For a novel like Amitav Ghosh's The Glass Palace, however, the influence of film is more directly evident in the scope and composition of the work. Ghosh shapes a textual structure not unlike that of a large-scale epic film (think Indochine, for instance) that travels across huge expanses of land and time to achieve its goals. The narrative voice of the novel works like a panning camera over the intricate architecture and structural grid of imperial Mandalay. At the outset, Burma's King Thebaw and Queen Supalayat reign in elegance and excess over one of the strongest empires in Asia while their citizenry suffer in squalor. When the British attack over a dispute over the harvesting of teak wood, the royals are exiled to a remote village in India. The confidence of the Burmese leaders in the face of the vastly superior British empire is stunning:
His Majesty, who is watchful that the interest of our religion and our state shall not suffer, will himself march forth with his generals, captains, and lieutenants with large forces of infantry, artillery, elephanterie and cavalry ... his army will efface these heretics and conquer and annex their country.
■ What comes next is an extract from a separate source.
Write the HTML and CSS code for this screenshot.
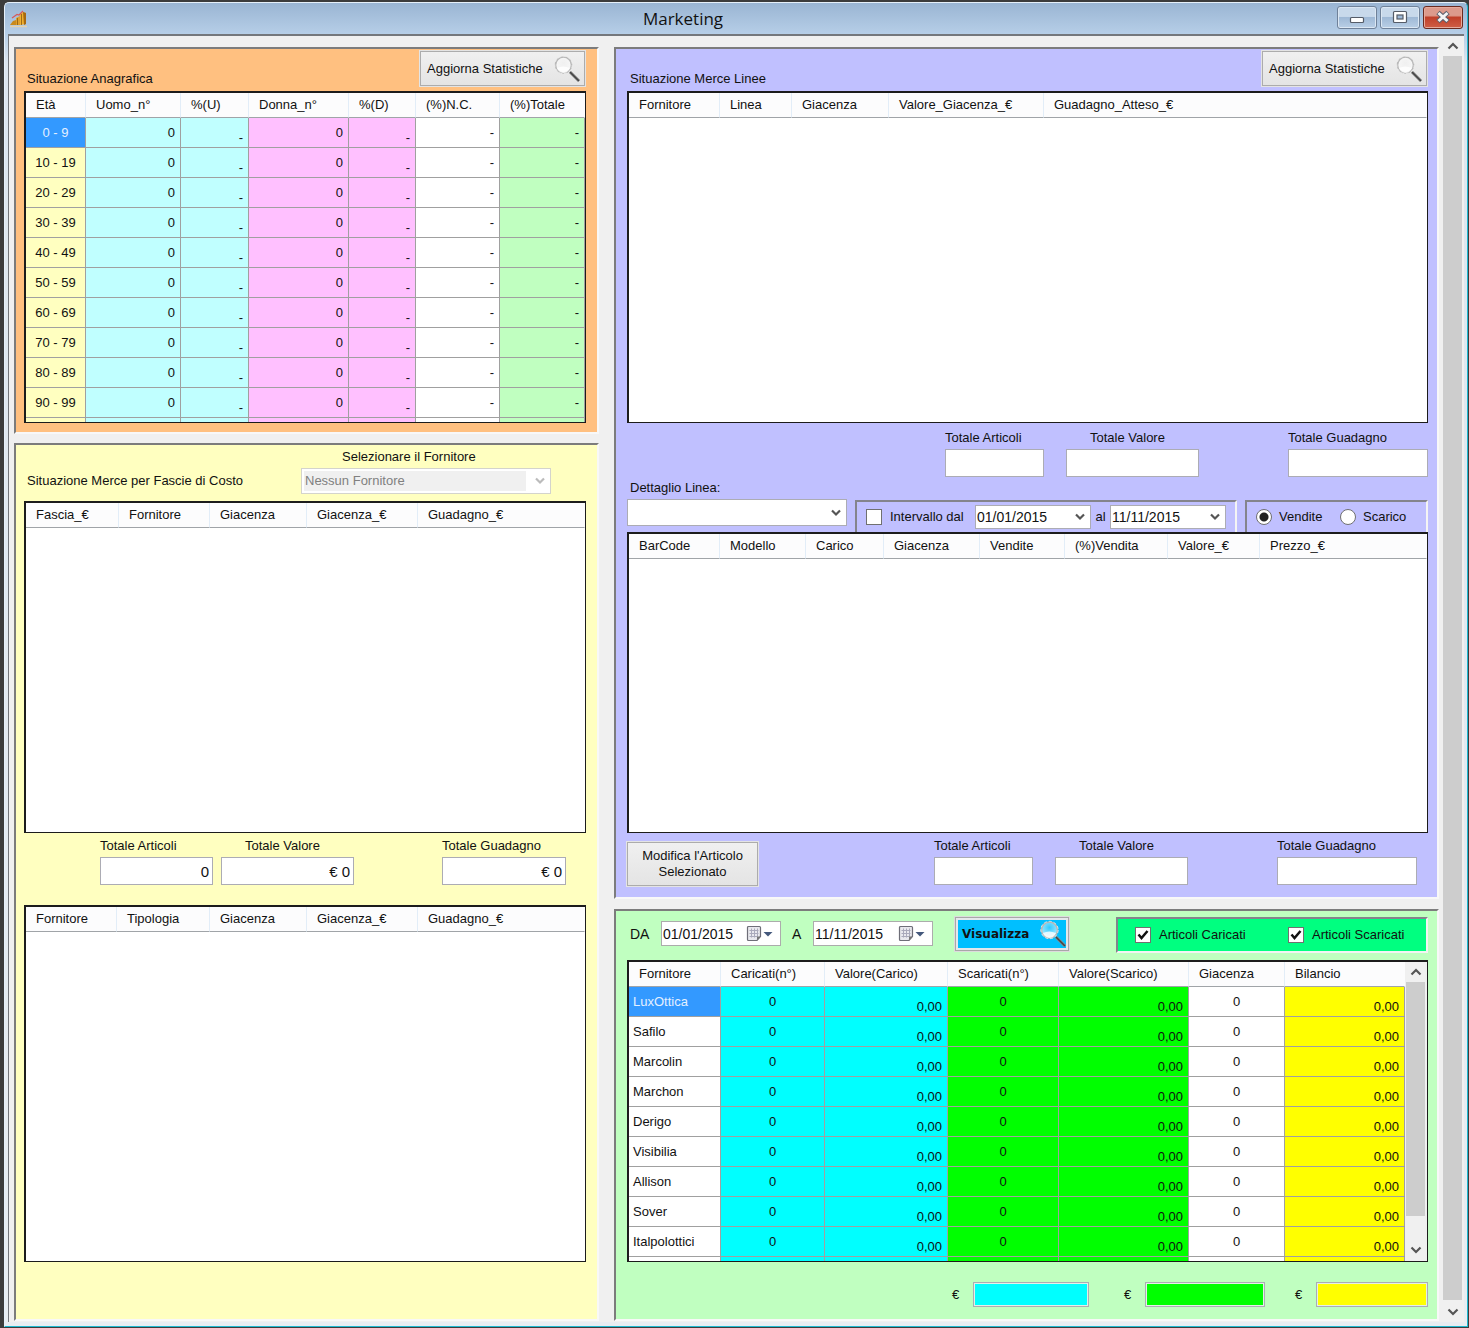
FILE: index.html
```html
<!DOCTYPE html>
<html lang="it">
<head>
<meta charset="utf-8">
<title>Marketing</title>
<link rel="stylesheet" href="styles.css">
</head>
<body>
<svg class="defs" aria-hidden="true">
  <defs>
    <radialGradient id="glass" cx="50%" cy="35%" r="65%">
      <stop offset="0" stop-color="#fff" stop-opacity=".2"/>
      <stop offset=".7" stop-color="#fff" stop-opacity=".55"/>
      <stop offset="1" stop-color="#e8e8e8"/>
    </radialGradient>
    <symbol id="lens" viewBox="0 0 28 28">
      <path d="M17 17 L26 26" stroke="#8a8a8a" stroke-width="3"/>
      <path d="M17 17 L26 26" stroke="#444" stroke-width="1.5"/>
      <circle cx="10.500" cy="10" r="8" fill="url(#glass)" stroke="#b8b8b8" stroke-width="1.600"/>
      <path d="M4 13 Q10 10 17 13 Q15 18 10 18 Q5 17 4 13Z" fill="#fff" opacity=".8"/>
      <circle cx="10.500" cy="10" r="8.700" fill="none" stroke="#eee" stroke-width=".8" stroke-dasharray="3 2"/>
    </symbol>
    <symbol id="calendar" viewBox="0 0 28 18">
      <path d="M2.500 1.500h11a1 1 0 0 1 1 1v9l-3.500 4H2.500a1 1 0 0 1-1-1v-12a1 1 0 0 1 1-1z" fill="#e9e9ee" stroke="#6e6e78" stroke-width="1.200"/>
      <path d="M3.500 5.500h9M3.500 8.500h9M3.500 11.500h8M5.500 3.500v9M8.500 3.500v9M11.500 3.500v8" stroke="#aab" stroke-width="1"/>
      <path d="M14.500 11.500h-3.500v4z" fill="#777"/>
      <path d="M17.500 7h9l-4.500 4.500z" fill="#44587c"/>
    </symbol>
    <symbol id="up" viewBox="0 0 12 8"><path d="M1.500 6.500 L6 2 L10.500 6.500" fill="none" stroke="#555" stroke-width="2.200"/></symbol>
    <symbol id="down" viewBox="0 0 12 8"><path d="M1.500 1.500 L6 6 L10.500 1.500" fill="none" stroke="#555" stroke-width="2.200"/></symbol>
  </defs>
</svg>

<div class="window">
  <header class="titlebar">
    <svg class="appicon" viewBox="0 0 20 18" aria-hidden="true">
      <path d="M1 15 L4 11 L7 10 V15Z" fill="#c98a1c"/>
      <path d="M7 15 V8 L11 6 V15Z" fill="#e0a02c"/>
      <path d="M11 15 V4 L14 2 L17 3 V14Z" fill="#f0b030"/>
      <path d="M14 2 L17 3 V14 L15 15Z" fill="#a86a10"/>
      <path d="M8.500 15V8M12.500 15V4" stroke="#8a5a10" stroke-width=".8"/>
      <path d="M3 8 L8 4.500 L10 5 L14 1" fill="none" stroke="#d65a5a" stroke-width="1.200"/>
      <path d="M1 16.500H18" stroke="#e6d2ae" stroke-width="1.500"/>
    </svg>
    <h1>Marketing</h1>
    <div class="controls">
      <button type="button" class="ctl" aria-label="Riduci"><svg viewBox="0 0 38 20"><rect x="12.500" y="10.500" width="13" height="5" rx="1" fill="#fff" stroke="#555c68" stroke-width="1.200"/></svg></button>
      <button type="button" class="ctl" aria-label="Ingrandisci"><svg viewBox="0 0 38 20"><rect x="12.500" y="4.500" width="13" height="11" rx="1" fill="#fff" stroke="#555c68" stroke-width="1.200"/><rect x="16" y="8" width="6" height="4" fill="#9db9d8" stroke="#555c68" stroke-width="1.200"/></svg></button>
      <button type="button" class="ctl close" aria-label="Chiudi"><svg viewBox="0 0 38 20"><path d="M14 5.500 L24 14.500 M24 5.500 L14 14.500" stroke="#5a5f6e" stroke-width="5"/><path d="M14.500 6 L23.500 14 M23.500 6 L14.500 14" stroke="#f4f4f4" stroke-width="3"/></svg></button>
    </div>
  </header>

  <div class="client">
    <main class="panels">
      <div class="column left">
        <section class="panel orange">
          <div class="head">
            <h2>Situazione Anagrafica</h2>
            <button type="button" class="btn refresh">Aggiorna Statistiche <svg class="lens"><use href="#lens"/></svg></button>
          </div>
          <div class="grid">
            <table class="ages">
              <colgroup><col style="width:60px"><col style="width:95px"><col style="width:68px"><col style="width:100px"><col style="width:67px"><col style="width:84px"><col style="width:85px"></colgroup>
              <thead><tr><th>Età</th><th>Uomo_n°</th><th>%(U)</th><th>Donna_n°</th><th>%(D)</th><th>(%)N.C.</th><th>(%)Totale</th></tr></thead>
              <tbody>
                <tr><td class="selected">0 - 9</td><td>0</td><td>-</td><td>0</td><td>-</td><td>-</td><td>-</td></tr>
                <tr><td>10 - 19</td><td>0</td><td>-</td><td>0</td><td>-</td><td>-</td><td>-</td></tr>
                <tr><td>20 - 29</td><td>0</td><td>-</td><td>0</td><td>-</td><td>-</td><td>-</td></tr>
                <tr><td>30 - 39</td><td>0</td><td>-</td><td>0</td><td>-</td><td>-</td><td>-</td></tr>
                <tr><td>40 - 49</td><td>0</td><td>-</td><td>0</td><td>-</td><td>-</td><td>-</td></tr>
                <tr><td>50 - 59</td><td>0</td><td>-</td><td>0</td><td>-</td><td>-</td><td>-</td></tr>
                <tr><td>60 - 69</td><td>0</td><td>-</td><td>0</td><td>-</td><td>-</td><td>-</td></tr>
                <tr><td>70 - 79</td><td>0</td><td>-</td><td>0</td><td>-</td><td>-</td><td>-</td></tr>
                <tr><td>80 - 89</td><td>0</td><td>-</td><td>0</td><td>-</td><td>-</td><td>-</td></tr>
                <tr><td>90 - 99</td><td>0</td><td>-</td><td>0</td><td>-</td><td>-</td><td>-</td></tr>
                <tr class="stub"><td></td><td></td><td></td><td></td><td></td><td></td><td></td></tr>
              </tbody>
            </table>
          </div>
        </section>

        <section class="panel yellow">
          <div class="supplier">
            <h2>Situazione Merce per Fascie di Costo</h2>
            <div class="pick">
              <label for="fornitore">Selezionare il Fornitore</label>
              <select id="fornitore" class="combo" disabled><option>Nessun Fornitore</option></select>
            </div>
          </div>
          <div class="grid tall">
            <table>
              <colgroup><col style="width:93px"><col style="width:91px"><col style="width:97px"><col style="width:111px"><col></colgroup>
              <thead><tr><th>Fascia_€</th><th>Fornitore</th><th>Giacenza</th><th>Giacenza_€</th><th>Guadagno_€</th></tr></thead>
            </table>
          </div>
          <div class="totals first">
            <div class="total a"><label for="y1">Totale Articoli</label><input id="y1" type="text" value="0"></div>
            <div class="total b"><label for="y2">Totale Valore</label><input id="y2" type="text" value="€ 0"></div>
            <div class="total c"><label for="y3">Totale Guadagno</label><input id="y3" type="text" value="€ 0"></div>
          </div>
          <div class="grid types">
            <table>
              <colgroup><col style="width:91px"><col style="width:93px"><col style="width:97px"><col style="width:111px"><col></colgroup>
              <thead><tr><th>Fornitore</th><th>Tipologia</th><th>Giacenza</th><th>Giacenza_€</th><th>Guadagno_€</th></tr></thead>
            </table>
          </div>
        </section>
      </div>

      <div class="column right">
        <section class="panel purple">
          <div class="head">
            <h2>Situazione Merce Linee</h2>
            <button type="button" class="btn refresh">Aggiorna Statistiche <svg class="lens"><use href="#lens"/></svg></button>
          </div>
          <div class="grid tall">
            <table>
              <colgroup><col style="width:91px"><col style="width:72px"><col style="width:97px"><col style="width:155px"><col></colgroup>
              <thead><tr><th>Fornitore</th><th>Linea</th><th>Giacenza</th><th>Valore_Giacenza_€</th><th>Guadagno_Atteso_€</th></tr></thead>
            </table>
          </div>
          <div class="totals lines">
            <div class="total a"><label for="p1">Totale Articoli</label><input id="p1" type="text"></div>
            <div class="total b"><label for="p2">Totale Valore</label><input id="p2" type="text"></div>
            <div class="total c"><label for="p3">Totale Guadagno</label><input id="p3" type="text"></div>
          </div>
          <div class="filters">
            <div class="line">
              <label for="linea">Dettaglio Linea:</label>
              <select id="linea" class="combo"><option></option></select>
            </div>
            <div class="box interval">
              <input type="checkbox" id="intervallo"><label for="intervallo">Intervallo dal</label>
              <select class="combo date" aria-label="Data iniziale"><option>01/01/2015</option></select>
              <span>al</span>
              <select class="combo date" aria-label="Data finale"><option>11/11/2015</option></select>
            </div>
            <div class="box mode">
              <input type="radio" name="mode" id="vendite" checked><label for="vendite">Vendite</label>
              <input type="radio" name="mode" id="scarico"><label for="scarico">Scarico</label>
            </div>
          </div>
          <div class="grid detail">
            <table>
              <colgroup><col style="width:91px"><col style="width:86px"><col style="width:78px"><col style="width:96px"><col style="width:85px"><col style="width:103px"><col style="width:92px"><col></colgroup>
              <thead><tr><th>BarCode</th><th>Modello</th><th>Carico</th><th>Giacenza</th><th>Vendite</th><th>(%)Vendita</th><th>Valore_€</th><th>Prezzo_€</th></tr></thead>
            </table>
          </div>
          <div class="totals last">
            <button type="button" class="btn edit">Modifica l'Articolo Selezionato</button>
            <div class="total a"><label for="q1">Totale Articoli</label><input id="q1" type="text"></div>
            <div class="total b"><label for="q2">Totale Valore</label><input id="q2" type="text"></div>
            <div class="total c"><label for="q3">Totale Guadagno</label><input id="q3" type="text"></div>
          </div>
        </section>

        <section class="panel green">
          <div class="range">
            <label for="da">DA</label>
            <span class="datebox"><input id="da" type="text" value="01/01/2015"><svg><use href="#calendar"/></svg></span>
            <label for="a">A</label>
            <span class="datebox"><input id="a" type="text" value="11/11/2015"><svg><use href="#calendar"/></svg></span>
            <button type="button" class="show">Visualizza <svg class="lens"><use href="#lens"/></svg></button>
            <div class="box articles">
              <input type="checkbox" id="caricati" checked><label for="caricati">Articoli Caricati</label>
              <input type="checkbox" id="scaricati" checked><label for="scaricati">Articoli Scaricati</label>
            </div>
          </div>
          <div class="grid scrolls">
            <table class="suppliers">
              <colgroup><col style="width:92px"><col style="width:104px"><col style="width:123px"><col style="width:111px"><col style="width:130px"><col style="width:96px"><col style="width:120px"></colgroup>
              <thead><tr><th>Fornitore</th><th>Caricati(n°)</th><th>Valore(Carico)</th><th>Scaricati(n°)</th><th>Valore(Scarico)</th><th>Giacenza</th><th>Bilancio</th></tr></thead>
              <tbody>
                <tr><td class="selected">LuxOttica</td><td>0</td><td>0,00</td><td>0</td><td>0,00</td><td>0</td><td>0,00</td></tr>
                <tr><td>Safilo</td><td>0</td><td>0,00</td><td>0</td><td>0,00</td><td>0</td><td>0,00</td></tr>
                <tr><td>Marcolin</td><td>0</td><td>0,00</td><td>0</td><td>0,00</td><td>0</td><td>0,00</td></tr>
                <tr><td>Marchon</td><td>0</td><td>0,00</td><td>0</td><td>0,00</td><td>0</td><td>0,00</td></tr>
                <tr><td>Derigo</td><td>0</td><td>0,00</td><td>0</td><td>0,00</td><td>0</td><td>0,00</td></tr>
                <tr><td>Visibilia</td><td>0</td><td>0,00</td><td>0</td><td>0,00</td><td>0</td><td>0,00</td></tr>
                <tr><td>Allison</td><td>0</td><td>0,00</td><td>0</td><td>0,00</td><td>0</td><td>0,00</td></tr>
                <tr><td>Sover</td><td>0</td><td>0,00</td><td>0</td><td>0,00</td><td>0</td><td>0,00</td></tr>
                <tr><td>Italpolottici</td><td>0</td><td>0,00</td><td>0</td><td>0,00</td><td>0</td><td>0,00</td></tr>
                <tr class="stub"><td></td><td></td><td></td><td></td><td></td><td></td><td></td></tr>
              </tbody>
            </table>
            <div class="scrollbar inner"><svg><use href="#up"/></svg><div class="thumb"></div><svg><use href="#down"/></svg></div>
          </div>
          <div class="sums">
            <label for="s1">€</label><input id="s1" class="cyan" type="text">
            <label for="s2">€</label><input id="s2" class="lime" type="text">
            <label for="s3">€</label><input id="s3" class="gold" type="text">
          </div>
        </section>
      </div>
    </main>
    <div class="scrollbar outer"><svg><use href="#up"/></svg><div class="thumb"></div><svg><use href="#down"/></svg></div>
  </div>
</div>
</body>
</html>
```
FILE: styles.css
```css
* { box-sizing: border-box; }

body {
  margin: 0;
  min-height: 100vh;
  display: flex;
  padding: 2px 1px 1px 4px;
  background: #3c3c3c;
  color: #111;
  font: 13px/16px "Liberation Sans", Arial, sans-serif;
}

h1, h2 { margin: 0; font-weight: normal; }
h2 { font-size: 13px; line-height: 16px; }

button, input, select { font: inherit; color: inherit; }

.defs { position: absolute; width: 0; height: 0; }

/* Window frame */
.window {
  flex: 1;
  display: flex;
  flex-direction: column;
  padding: 0 3px 4px;
  border: 1px solid #e6f0fa;
  border-right-color: #1fb8d0;
  border-bottom-color: #1fb8d0;
  border-radius: 5px 5px 0 0;
  background: linear-gradient(#9ab5d3, #b7cfe8 32px, #dde6ef 60px, #e8edf2);
}

.titlebar {
  display: flex;
  align-items: flex-start;
  height: 31px;
}

.appicon { width: 20px; height: 18px; margin: 7px 0 0 1px; }

.titlebar h1 {
  flex: 1;
  text-align: center;
  font: 17px/31px "Open Sans", "Noto Sans", sans-serif;
}

.controls { display: flex; gap: 3px; padding: 3px 1px 0 0; }

.ctl {
  display: flex;
  width: 40px;
  height: 23px;
  padding: 0;
  border: 1px solid #6f8199;
  border-radius: 3px;
  background: linear-gradient(#c8d9eb 45%, #9fb9d6 50%, #b9cfe6);
  box-shadow: inset 0 0 0 1px #dbe7f3;
}

.ctl svg { width: 38px; height: 20px; }

.ctl.close {
  border-color: #6a2a20;
  background: linear-gradient(#dc9a8c 40%, #c0402a 50%, #cf5e46);
  box-shadow: inset 0 0 0 1px #e6aa9c;
}

.client {
  flex: 1;
  display: flex;
  padding: 0 2px 0 0;
  border: 2px solid #74777c;
  border-width: 2px 0 0 1px;
  background: #f0f0f0;
}

.panels {
  flex: 1;
  display: grid;
  grid-template-columns: 585fr 825fr;
  gap: 15px;
  padding: 11px 4px 1px 5px;
}

.column { display: flex; flex-direction: column; min-width: 0; }
.left { gap: 9px; }
.right { gap: 10px; }

/* Sunken panels */
.panel {
  padding: 0 11px 0 8px;
  border: 2px solid #7c7c7c;
  border-right-color: #f8f8f8;
  border-bottom-color: #f8f8f8;
}

.orange { background: #ffc080; padding-bottom: 9px; }
.yellow { background: #ffffc0; flex: 1; }
.purple { background: #c0c0ff; }
.green { background: #c0ffc0; flex: 1; }
.purple, .green { padding-left: 11px; padding-right: 9px; }

.head {
  display: flex;
  justify-content: space-between;
  align-items: flex-start;
  height: 42px;
  padding: 2px 1px 0 3px;
}

.head h2 { padding-top: 20px; }

.btn {
  border: 1px solid #acacac;
  outline: 1px solid #e4e4e4;
  background: linear-gradient(#f0f0f0, #e4e4e4);
}

.refresh {
  display: flex;
  align-items: center;
  justify-content: space-between;
  width: 165px;
  height: 35px;
  padding: 0 3px 0 6px;
  white-space: nowrap;
}

.lens { width: 28px; height: 28px; flex: none; }

/* Grids */
.grid {
  display: flex;
  align-items: flex-start;
  border: 1px solid #1c1c1c;
  border-width: 2px 1px 1px 2px;
  background: #fff;
}

.tall { min-height: 332px; }
.types { min-height: 357px; }
.detail { min-height: 301px; }

table {
  width: 100%;
  table-layout: fixed;
  border-collapse: separate;
  border-spacing: 0;
}

th {
  height: 25px;
  padding: 0 0 0 10px;
  border-right: 1px solid #e2edf8;
  border-bottom: 1px solid #a0a4a8;
  background: #fcfcfd;
  font-weight: normal;
  text-align: left;
  white-space: nowrap;
}

th:last-child { border-right-color: transparent; }

td {
  height: 30px;
  padding: 0 5px;
  border-right: 1px solid #a0a0a0;
  border-bottom: 1px solid #a0a0a0;
  text-align: right;
  white-space: nowrap;
}

.stub td { height: 4px; padding: 0; border-bottom: 0; }

.ages td:nth-child(1) { background: #ffffc0; text-align: center; }
.ages td:nth-child(2), .ages td:nth-child(3) { background: #c0ffff; }
.ages td:nth-child(4), .ages td:nth-child(5) { background: #ffc0ff; }
.ages td:nth-child(7) { background: #c0ffc0; }
.ages tr:not(.stub) td:nth-child(3), .ages tr:not(.stub) td:nth-child(5) { vertical-align: bottom; padding-bottom: 1px; }

.suppliers td:nth-child(1) { text-align: left; padding-left: 4px; }
.suppliers td:nth-child(even) { text-align: center; }
.suppliers td:nth-child(6) { background: #fff; }
.suppliers td:nth-child(2), .suppliers td:nth-child(3) { background: #0ff; }
.suppliers td:nth-child(4), .suppliers td:nth-child(5) { background: #0f0; }
.suppliers td:nth-child(7) { background: #ff0; }
.suppliers tr:not(.stub) td:nth-child(odd):not(:first-child) { vertical-align: bottom; padding-bottom: 1px; }

.ages td.selected, .suppliers td.selected { background: #3399ff; color: #e4f0ff; }

/* Fields */
input[type="text"], .combo {
  border: 1px solid #acacb4;
  border-radius: 0;
  background-color: #fff;
}

.combo {
  appearance: none;
  height: 26px;
  padding: 0 20px 0 3px;
  background-image: url("data:image/svg+xml,%3Csvg xmlns='http://www.w3.org/2000/svg' width='10' height='8'%3E%3Cpath d='M1 1.500L5 5.500L9 1.500' fill='none' stroke='%23555' stroke-width='2.200'/%3E%3C/svg%3E");
  background-repeat: no-repeat;
  background-position: right 5px center;
}

.combo:disabled {
  opacity: 1;
  color: #808080;
  border-color: #d4d4cc;
  background-image: url("data:image/svg+xml,%3Csvg xmlns='http://www.w3.org/2000/svg' width='10' height='8'%3E%3Cpath d='M1 1.500L5 5.500L9 1.500' fill='none' stroke='%23bbb' stroke-width='2.200'/%3E%3C/svg%3E"), linear-gradient(#f0f0f0, #f0f0f0);
  background-size: 10px 8px, calc(100% - 26px) 20px;
  background-position: right 5px center, left 2px center;
}

.supplier { display: flex; height: 56px; padding: 4px 0 0 3px; }
.supplier h2 { width: 274px; padding-top: 24px; }
.pick { display: flex; flex-direction: column; gap: 3px; width: 250px; }
.pick label { padding-left: 41px; }

.totals { display: flex; align-items: flex-start; padding-top: 5px; }
.total { display: flex; flex-direction: column; gap: 3px; }
.total input { height: 28px; width: 100%; padding: 0 3px; font-size: 15px; text-align: right; }
.total.a { width: 99px; }
.total.b { width: 133px; margin-left: 22px; }
.total.b label { padding-left: 24px; }
.total.c { width: 140px; margin-left: auto; }

.first { height: 72px; padding-right: 20px; padding-left: 76px; }
.first .total.a { width: 113px; }
.first .total.b { margin-left: 8px; }
.first .total.c { width: 124px; }

.lines { padding: 7px 0 0 318px; height: 57px; }

.last { padding: 5px 11px 0 0; height: 64px; }
.last .total.a { margin-left: 176px; }

.edit { width: 131px; height: 44px; margin-top: 4px; padding: 0 8px; }

.filters { display: flex; align-items: flex-end; height: 52px; }
.line { display: flex; flex-direction: column; gap: 3px; width: 220px; padding-bottom: 6px; }
.line label { padding-left: 3px; }
.line .combo { height: 27px; }

.box {
  display: flex;
  align-items: center;
  border: 2px solid #84848c;
  border-right-color: #f4f4f4;
  border-bottom-color: #f4f4f4;
}

.interval, .mode { height: 32px; border-bottom: 0; }
.interval { width: 382px; margin-left: 8px; padding-left: 9px; }
.interval .date { width: 116px; height: 24px; padding-left: 1px; font-size: 14px; }
.interval label { width: 85px; }
.interval span { width: 19px; text-align: center; }
.mode { flex: 1; margin-left: 8px; padding-left: 9px; }
.mode label { width: 61px; }

input[type="checkbox"], input[type="radio"] {
  appearance: none;
  flex: none;
  width: 16px;
  height: 16px;
  margin: 0 8px 0 0;
  border: 1px solid #707070;
  background: #fff;
}

input[type="checkbox"]:checked {
  background: #fff url("data:image/svg+xml,%3Csvg xmlns='http://www.w3.org/2000/svg' width='14' height='14'%3E%3Cpath d='M2.500 6.500L5.500 10L11.500 3' fill='none' stroke='%23111' stroke-width='2.500'/%3E%3C/svg%3E") no-repeat center;
}

input[type="radio"] { margin-right: 7px; border-radius: 50%; }
input[type="radio"]:checked { background: radial-gradient(circle, #222 4px, #fff 5px); }

/* Date range bar */
.range { display: flex; align-items: flex-start; height: 49px; padding: 6px 0 0 3px; }
.range > label { padding-top: 9px; font-size: 14px; }
.range > label:first-child { width: 31px; }
.range > label:nth-of-type(2) { width: 21px; margin-left: 11px; }

.datebox {
  display: flex;
  align-items: center;
  width: 120px;
  height: 25px;
  margin-top: 4px;
  padding: 0 6px 0 1px;
  border: 1px solid #acacac;
  background: #fff;
}

.datebox input[type="text"] { flex: 1; min-width: 0; padding: 0; border: 0; font-size: 14px; }
.datebox svg { width: 28px; height: 18px; flex: none; }

.show {
  display: flex;
  align-items: center;
  justify-content: space-between;
  width: 114px;
  height: 34px;
  margin-left: 22px;
  padding: 0 1px 0 6px;
  border: 1px solid #a8a8a8;
  outline: 1px solid #dcdcdc;
  background: #00bfff;
  box-shadow: inset 0 0 0 2px #e4e8ec;
  font: bold 12px/16px "DejaVu Sans", sans-serif;
}

.articles { width: 312px; height: 36px; margin-left: auto; padding-left: 17px; background: #00ff80; }
.articles label { width: 129px; white-space: nowrap; }
.articles label:last-child { width: auto; }

/* Scroll bars */
.scrollbar {
  align-self: stretch;
  display: flex;
  flex-direction: column;
  align-items: center;
  flex: none;
  background: #f0f0f0;
}

.scrollbar svg { width: 12px; height: 8px; }
.thumb { flex: 1; width: 100%; background: #cdcdcd; }
.inner { width: 22px; padding: 6px 2px 7px 1px; }
.inner .thumb { margin: 6px 0 30px; }
.outer { width: 19px; padding: 6px 0; }
.outer .thumb { margin: 6px 0 8px; }

.sums { display: flex; justify-content: flex-end; align-items: center; padding-top: 20px; }
.sums label { width: 21px; }
.sums input { height: 25px; box-shadow: inset 0 0 0 1px #e4f0e8; }
.sums .cyan { width: 116px; margin-right: 35px; background: #0ff; }
.sums .lime { width: 120px; margin-right: 30px; background: #0f0; }
.sums .gold { width: 112px; background: #ff0; }
```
In just a matter of days, the Empire of Burma no longer exists. Each of these three novels attempts an approach at exploring this type of historical, mental, and emotional loss of existence. What Ghosh calls "the moment of vivid realism," after all, that natural consequence of time's passage and erosion, can only be understood in light of the stretch of moments that preceded it. Before that realism, according to Ghosh's setup, there must be whole lives full of illusion and fancy. Vishnus sprouting heads and arms at an alarming rate. The extravagant Empire of Burma. The dream that your face will glow on a screen at the movies. And as Vishnu learns at the end of the book, that fleeting illusion always starts over again.